In your copy, include every line of the listing below exactly but none of the pictures.
[START OF Supplied information]
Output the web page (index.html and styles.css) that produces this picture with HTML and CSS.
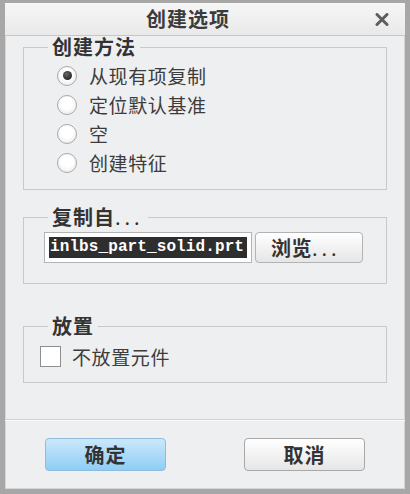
FILE: index.html
```html
<!DOCTYPE html>
<html lang="zh-CN">
<head>
    <meta charset="UTF-8">
    <title>创建选项</title>
    <link rel="stylesheet" href="styles.css">
</head>
<body>
    <div class="dialog">
        <div class="titlebar">
            <span class="title">创建选项</span>
            <svg class="close" width="14" height="13" viewBox="0 0 14 13">
                <path d="M2 1.5 L12 11.5 M12 1.5 L2 11.5" stroke="#5e5e5e" stroke-width="3" stroke-linecap="round"/>
            </svg>
        </div>
        <div class="content">
            <fieldset class="group group-method">
                <legend>创建方法</legend>
                <div class="group-body">
                    <label class="option"><span class="radio checked"></span>从现有项复制</label>
                    <label class="option"><span class="radio"></span>定位默认基准</label>
                    <label class="option"><span class="radio"></span>空</label>
                    <label class="option"><span class="radio"></span>创建特征</label>
                </div>
            </fieldset>

            <fieldset class="group group-copy">
                <legend>复制自<span class="dots">...</span></legend>
                <div class="group-body file-row">
                    <div class="file-input"><span class="selected">inlbs_part_solid.prt</span></div>
                    <button type="button" class="btn browse">浏览<span class="dots">...</span></button>
                </div>
            </fieldset>

            <fieldset class="group group-place">
                <legend>放置</legend>
                <div class="group-body">
                    <label class="option check-option"><span class="checkbox"></span>不放置元件</label>
                </div>
            </fieldset>
        </div>
        <div class="footer">
            <button type="button" class="btn action ok">确定</button>
            <button type="button" class="btn action">取消</button>
        </div>
    </div>
</body>
</html>
```

FILE: styles.css
```css
body {
    margin: 0;
    padding: 0;
    background-color: #eeeff0;
    font-family: "Noto Sans CJK SC", "Noto Sans", sans-serif;
}

.dialog {
    width: 410px;
    height: 494px;
    box-sizing: border-box;
    border: 5px solid #a7a7a7;
    border-top-width: 3px;
    box-shadow: inset 0 0 0 1px #d6d6d6;
    background-color: #eeeff0;
    display: flex;
    flex-direction: column;
}

.titlebar {
    height: 33px;
    box-sizing: border-box;
    border-bottom: 1px solid #c6c6c6;
    background: linear-gradient(#f6f6f6, #e9e9e9);
    display: flex;
    align-items: center;
    padding-left: 141px;
    padding-right: 16px;
}

.title {
    flex: 1;
    font-size: 20px;
    font-weight: bold;
    letter-spacing: 1px;
    color: #3b3b3b;
    line-height: 24px;
}

.close {
    display: block;
}

.content {
    flex: 1;
    padding: 1px 18px 0 18px;
}

.group {
    margin: 0;
    padding: 0;
    min-width: 0;
    border: 1px solid #c9c9c9;
}

.group legend {
    margin-left: 24px;
    padding: 0 4px;
    font-size: 20px;
    font-weight: bold;
    line-height: 20px;
    letter-spacing: 1px;
    color: #333;
}

.dots {
    letter-spacing: 4px;
    font-weight: normal;
}

.group-method .group-body {
    padding: 4px 0 12px 33px;
}

.group-copy {
    margin-top: 17px;
}

.group-copy .group-body {
    padding: 5px 0 20px 20px;
}

.group-place {
    margin-top: 32px;
}

.group-place .group-body {
    padding: 5px 0 11px 16px;
}

.option {
    display: flex;
    align-items: center;
    height: 29px;
    gap: 12px;
    font-size: 19px;
    letter-spacing: 0.6px;
    color: #3c3c3c;
}

.check-option {
    height: 30px;
    gap: 11px;
}

.radio {
    width: 20px;
    height: 20px;
    box-sizing: border-box;
    border-radius: 50%;
    border: 1px solid #a9a9a9;
    background: radial-gradient(circle at 50% 40%, #ffffff 40%, #e4e4e4);
    display: flex;
    align-items: center;
    justify-content: center;
}

.radio.checked::after {
    content: "";
    width: 9px;
    height: 9px;
    border-radius: 50%;
    background: radial-gradient(circle at 40% 35%, #666, #111);
}

.checkbox {
    width: 21px;
    height: 21px;
    box-sizing: border-box;
    border: 1px solid #8e8e8e;
    background-color: #fff;
}

.file-row {
    display: flex;
    gap: 3px;
}

.file-input {
    width: 208px;
    height: 31px;
    box-sizing: border-box;
    border: 1px solid #b4b4b4;
    background-color: #fff;
    padding: 4px;
    overflow: hidden;
}

.selected {
    display: block;
    background-color: #2e2e2e;
    color: #fff;
    font-family: "Liberation Mono", monospace;
    font-weight: bold;
    font-size: 16px;
    letter-spacing: 0.1px;
    line-height: 21px;
    padding-left: 1px;
    white-space: nowrap;
}

.btn {
    font-family: "Noto Sans CJK SC", "Noto Sans", sans-serif;
    font-weight: bold;
    font-size: 20px;
    color: #333;
    background: linear-gradient(#ffffff, #e6e6e6);
    border: 1px solid #b3b3b3;
    border-radius: 4px;
    padding: 0;
    cursor: pointer;
}

.browse {
    width: 108px;
    height: 31px;
    text-align: left;
    padding-left: 15px;
    letter-spacing: 0.5px;
}

.footer {
    height: 70px;
    box-sizing: border-box;
    border-top: 1px solid #d1d1d1;
    box-shadow: inset 0 1px 0 #fafafa;
    display: flex;
    align-items: flex-start;
    padding: 18px 0 0 40px;
    gap: 78px;
}

.action {
    width: 121px;
    height: 33px;
    letter-spacing: 1px;
    border-color: #a8a8a8;
}

.ok {
    background: linear-gradient(#cbe8fb, #8ecdf5);
    border-color: #8fbcdc;
}
```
[END OF Supplied information]
**Correct response:**
Output the web page (index.html and styles.css) that produces this picture with HTML and CSS.
FILE: index.html
```html
<!DOCTYPE html>
<html lang="zh-CN">
<head>
    <meta charset="UTF-8">
    <title>创建选项</title>
    <link rel="stylesheet" href="styles.css">
</head>
<body>
    <div class="dialog">
        <div class="titlebar">
            <span class="title">创建选项</span>
            <svg class="close" width="14" height="13" viewBox="0 0 14 13">
                <path d="M2 1.5 L12 11.5 M12 1.5 L2 11.5" stroke="#5e5e5e" stroke-width="3" stroke-linecap="round"/>
            </svg>
        </div>
        <div class="content">
            <fieldset class="group group-method">
                <legend>创建方法</legend>
                <div class="group-body">
                    <label class="option"><span class="radio checked"></span>从现有项复制</label>
                    <label class="option"><span class="radio"></span>定位默认基准</label>
                    <label class="option"><span class="radio"></span>空</label>
                    <label class="option"><span class="radio"></span>创建特征</label>
                </div>
            </fieldset>

            <fieldset class="group group-copy">
                <legend>复制自<span class="dots">...</span></legend>
                <div class="group-body file-row">
                    <div class="file-input"><span class="selected">inlbs_part_solid.prt</span></div>
                    <button type="button" class="btn browse">浏览<span class="dots">...</span></button>
                </div>
            </fieldset>

            <fieldset class="group group-place">
                <legend>放置</legend>
                <div class="group-body">
                    <label class="option check-option"><span class="checkbox"></span>不放置元件</label>
                </div>
            </fieldset>
        </div>
        <div class="footer">
            <button type="button" class="btn action ok">确定</button>
            <button type="button" class="btn action">取消</button>
        </div>
    </div>
</body>
</html>
```

FILE: styles.css
```css
body {
    margin: 0;
    padding: 0;
    background-color: #eeeff0;
    font-family: "Noto Sans CJK SC", "Noto Sans", sans-serif;
}

.dialog {
    width: 410px;
    height: 494px;
    box-sizing: border-box;
    border: 5px solid #a7a7a7;
    border-top-width: 3px;
    box-shadow: inset 0 0 0 1px #d6d6d6;
    background-color: #eeeff0;
    display: flex;
    flex-direction: column;
}

.titlebar {
    height: 33px;
    box-sizing: border-box;
    border-bottom: 1px solid #c6c6c6;
    background: linear-gradient(#f6f6f6, #e9e9e9);
    display: flex;
    align-items: center;
    padding-left: 141px;
    padding-right: 16px;
}

.title {
    flex: 1;
    font-size: 20px;
    font-weight: bold;
    letter-spacing: 1px;
    color: #3b3b3b;
    line-height: 24px;
}

.close {
    display: block;
}

.content {
    flex: 1;
    padding: 1px 18px 0 18px;
}

.group {
    margin: 0;
    padding: 0;
    min-width: 0;
    border: 1px solid #c9c9c9;
}

.group legend {
    margin-left: 24px;
    padding: 0 4px;
    font-size: 20px;
    font-weight: bold;
    line-height: 20px;
    letter-spacing: 1px;
    color: #333;
}

.dots {
    letter-spacing: 4px;
    font-weight: normal;
}

.group-method .group-body {
    padding: 4px 0 12px 33px;
}

.group-copy {
    margin-top: 17px;
}

.group-copy .group-body {
    padding: 5px 0 20px 20px;
}

.group-place {
    margin-top: 32px;
}

.group-place .group-body {
    padding: 5px 0 11px 16px;
}

.option {
    display: flex;
    align-items: center;
    height: 29px;
    gap: 12px;
    font-size: 19px;
    letter-spacing: 0.6px;
    color: #3c3c3c;
}

.check-option {
    height: 30px;
    gap: 11px;
}

.radio {
    width: 20px;
    height: 20px;
    box-sizing: border-box;
    border-radius: 50%;
    border: 1px solid #a9a9a9;
    background: radial-gradient(circle at 50% 40%, #ffffff 40%, #e4e4e4);
    display: flex;
    align-items: center;
    justify-content: center;
}

.radio.checked::after {
    content: "";
    width: 9px;
    height: 9px;
    border-radius: 50%;
    background: radial-gradient(circle at 40% 35%, #666, #111);
}

.checkbox {
    width: 21px;
    height: 21px;
    box-sizing: border-box;
    border: 1px solid #8e8e8e;
    background-color: #fff;
}

.file-row {
    display: flex;
    gap: 3px;
}

.file-input {
    width: 208px;
    height: 31px;
    box-sizing: border-box;
    border: 1px solid #b4b4b4;
    background-color: #fff;
    padding: 4px;
    overflow: hidden;
}

.selected {
    display: block;
    background-color: #2e2e2e;
    color: #fff;
    font-family: "Liberation Mono", monospace;
    font-weight: bold;
    font-size: 16px;
    letter-spacing: 0.1px;
    line-height: 21px;
    padding-left: 1px;
    white-space: nowrap;
}

.btn {
    font-family: "Noto Sans CJK SC", "Noto Sans", sans-serif;
    font-weight: bold;
    font-size: 20px;
    color: #333;
    background: linear-gradient(#ffffff, #e6e6e6);
    border: 1px solid #b3b3b3;
    border-radius: 4px;
    padding: 0;
    cursor: pointer;
}

.browse {
    width: 108px;
    height: 31px;
    text-align: left;
    padding-left: 15px;
    letter-spacing: 0.5px;
}

.footer {
    height: 70px;
    box-sizing: border-box;
    border-top: 1px solid #d1d1d1;
    box-shadow: inset 0 1px 0 #fafafa;
    display: flex;
    align-items: flex-start;
    padding: 18px 0 0 40px;
    gap: 78px;
}

.action {
    width: 121px;
    height: 33px;
    letter-spacing: 1px;
    border-color: #a8a8a8;
}

.ok {
    background: linear-gradient(#cbe8fb, #8ecdf5);
    border-color: #8fbcdc;
}
```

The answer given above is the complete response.